Buy a used home theater amplifier - usually called an "av reciever", ~45-60$ but just use it for audio. These are good enough amps for hifi and people set the price low because they are shit for video these days. I use a sony str dg520 I got for free. Very old amps (think 70s/80s) can have blown components, so I wouldn't trust anything super vintage without testing.
Look for used passive hifi speakers in your area and just do some due diligence on the quality - look them up. I found some polk bookshelf ones for 80$. You'll need some thick speaker cable (e.g., 12-16 AWG) to connect it to the receiver. Don't do more than a stereo pair of speakers. Don't do powered speakers, as there's no joy.
EITHER - get an external DAC, and plug it into this amplifier. OR get a high quality 3.5mm cable and run from the PC.

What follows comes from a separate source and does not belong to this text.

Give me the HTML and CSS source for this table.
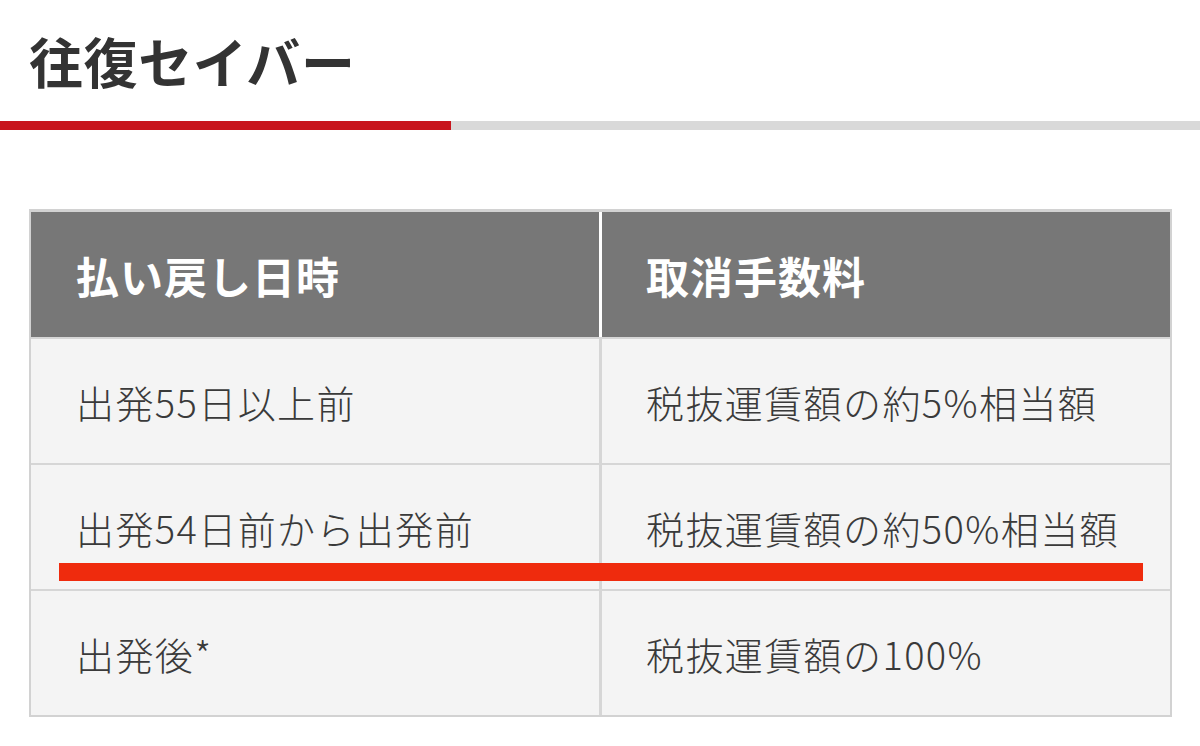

DO NOT SKIMP ON CONNECTORS. 3.5mm/RCA cables, splitters, adapters, tend to be weak links in practice, and degrade sound.
If your onboard motherboard audio is bad you usually hear it as a low constant hum or crackling. That's when things are not 'shielded'. Don't expect to hear higher quality audio from an external DAC unless you hear an obvious problem in your existing audio setup. Are there weird noises? Does it sound worse as it gets louder or quieter?